Task description: Without including the pictures, copy out every line below.

Recorded information:
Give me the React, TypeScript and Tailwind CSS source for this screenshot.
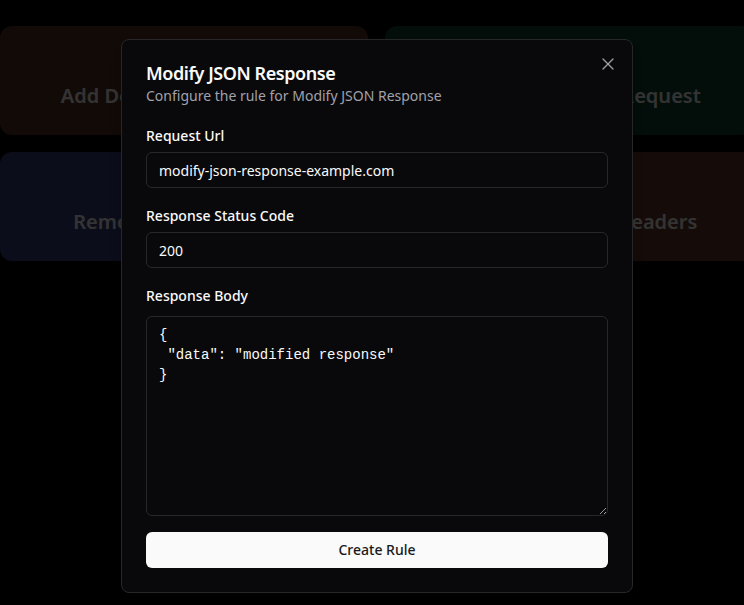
import * as React from "react";
import { X } from "lucide-react";

const cards = [
  { title: "Add Delay to the Request", bg: "bg-[#5c3424]" },
  { title: "Modify Headers of Request", bg: "bg-[#104733]" },
  { title: "Remove Query Params", bg: "bg-[#384286]" },
  { title: "Remove response headers", bg: "bg-[#6b3829]" },
];

function Field({
  label,
  gap = "gap-[6px]",
  children,
}: {
  label: string;
  gap?: string;
  children: React.ReactNode;
}) {
  return (
    <div className={`flex flex-col ${gap}`}>
      <label className="text-sm font-medium leading-5 text-[#fafafa]">{label}</label>
      {children}
    </div>
  );
}

export default function App() {
  const [url, setUrl] = React.useState("modify-json-response-example.com");
  const [status, setStatus] = React.useState("200");
  const [body, setBody] = React.useState('{\n "data": "modified response"\n}');

  return (
    <div
      className="relative h-[605px] w-[744px] overflow-hidden bg-black"
      style={{ fontFamily: '"Noto Sans", "Open Sans", sans-serif' }}
    >
      {/* page behind the dialog */}
      <div className="grid w-[753px] grid-cols-2 gap-[17px] pt-[26px]">
        {cards.map((c) => (
          <div
            key={c.title}
            className={`flex h-[109px] items-start justify-center rounded-xl pt-[56px] ${c.bg}`}
          >
            <span className="whitespace-nowrap text-xl font-semibold leading-7 text-white">{c.title}</span>
          </div>
        ))}
      </div>

      {/* overlay */}
      <div className="absolute inset-0 bg-black/80" />

      {/* dialog */}
      <div className="absolute left-[121px] top-[39px] w-[512px] rounded-lg border border-[#27272a] bg-[#09090b] p-6 shadow-lg">
        <button className="absolute right-3.5 top-3.5 text-[#a1a1aa]">
          <X size={20} strokeWidth={1.5} />
        </button>

        <div className="flex flex-col gap-1">
          <h2 className="text-lg font-semibold leading-none tracking-tight text-[#fafafa]">
            Modify JSON Response
          </h2>
          <p className="text-sm leading-5 text-[#a1a1aa]">Configure the rule for Modify JSON Response</p>
        </div>

        <div className="mt-5 flex flex-col gap-[18px]">
          <Field label="Request Url">
            <input
              value={url}
              onChange={(e) => setUrl(e.target.value)}
              className="h-9 w-full rounded-md border border-[#27272a] bg-transparent px-3 text-sm text-[#fafafa] outline-none"
            />
          </Field>
          <Field label="Response Status Code">
            <input
              value={status}
              onChange={(e) => setStatus(e.target.value)}
              className="h-9 w-full rounded-md border border-[#27272a] bg-transparent px-3 text-sm text-[#fafafa] outline-none"
            />
          </Field>
          <Field label="Response Body" gap="gap-2.5">
            <textarea
              value={body}
              onChange={(e) => setBody(e.target.value)}
              className="h-[200px] w-full rounded-md border border-[#27272a] bg-transparent px-3 py-2 text-sm leading-5 text-[#fafafa] outline-none"
              style={{ fontFamily: '"Liberation Mono", monospace' }}
            />
          </Field>
        </div>

        <button className="mt-4 h-9 w-full rounded-md bg-[#fafafa] text-sm font-medium text-[#18181b]">
          Create Rule
        </button>
      </div>
    </div>
  );
}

Answer to the exercise:
Give me the React, TypeScript and Tailwind CSS source for this screenshot.
import * as React from "react";
import { X } from "lucide-react";

const cards = [
  { title: "Add Delay to the Request", bg: "bg-[#5c3424]" },
  { title: "Modify Headers of Request", bg: "bg-[#104733]" },
  { title: "Remove Query Params", bg: "bg-[#384286]" },
  { title: "Remove response headers", bg: "bg-[#6b3829]" },
];

function Field({
  label,
  gap = "gap-[6px]",
  children,
}: {
  label: string;
  gap?: string;
  children: React.ReactNode;
}) {
  return (
    <div className={`flex flex-col ${gap}`}>
      <label className="text-sm font-medium leading-5 text-[#fafafa]">{label}</label>
      {children}
    </div>
  );
}

export default function App() {
  const [url, setUrl] = React.useState("modify-json-response-example.com");
  const [status, setStatus] = React.useState("200");
  const [body, setBody] = React.useState('{\n "data": "modified response"\n}');

  return (
    <div
      className="relative h-[605px] w-[744px] overflow-hidden bg-black"
      style={{ fontFamily: '"Noto Sans", "Open Sans", sans-serif' }}
    >
      {/* page behind the dialog */}
      <div className="grid w-[753px] grid-cols-2 gap-[17px] pt-[26px]">
        {cards.map((c) => (
          <div
            key={c.title}
            className={`flex h-[109px] items-start justify-center rounded-xl pt-[56px] ${c.bg}`}
          >
            <span className="whitespace-nowrap text-xl font-semibold leading-7 text-white">{c.title}</span>
          </div>
        ))}
      </div>

      {/* overlay */}
      <div className="absolute inset-0 bg-black/80" />

      {/* dialog */}
      <div className="absolute left-[121px] top-[39px] w-[512px] rounded-lg border border-[#27272a] bg-[#09090b] p-6 shadow-lg">
        <button className="absolute right-3.5 top-3.5 text-[#a1a1aa]">
          <X size={20} strokeWidth={1.5} />
        </button>

        <div className="flex flex-col gap-1">
          <h2 className="text-lg font-semibold leading-none tracking-tight text-[#fafafa]">
            Modify JSON Response
          </h2>
          <p className="text-sm leading-5 text-[#a1a1aa]">Configure the rule for Modify JSON Response</p>
        </div>

        <div className="mt-5 flex flex-col gap-[18px]">
          <Field label="Request Url">
            <input
              value={url}
              onChange={(e) => setUrl(e.target.value)}
              className="h-9 w-full rounded-md border border-[#27272a] bg-transparent px-3 text-sm text-[#fafafa] outline-none"
            />
          </Field>
          <Field label="Response Status Code">
            <input
              value={status}
              onChange={(e) => setStatus(e.target.value)}
              className="h-9 w-full rounded-md border border-[#27272a] bg-transparent px-3 text-sm text-[#fafafa] outline-none"
            />
          </Field>
          <Field label="Response Body" gap="gap-2.5">
            <textarea
              value={body}
              onChange={(e) => setBody(e.target.value)}
              className="h-[200px] w-full rounded-md border border-[#27272a] bg-transparent px-3 py-2 text-sm leading-5 text-[#fafafa] outline-none"
              style={{ fontFamily: '"Liberation Mono", monospace' }}
            />
          </Field>
        </div>

        <button className="mt-4 h-9 w-full rounded-md bg-[#fafafa] text-sm font-medium text-[#18181b]">
          Create Rule
        </button>
      </div>
    </div>
  );
}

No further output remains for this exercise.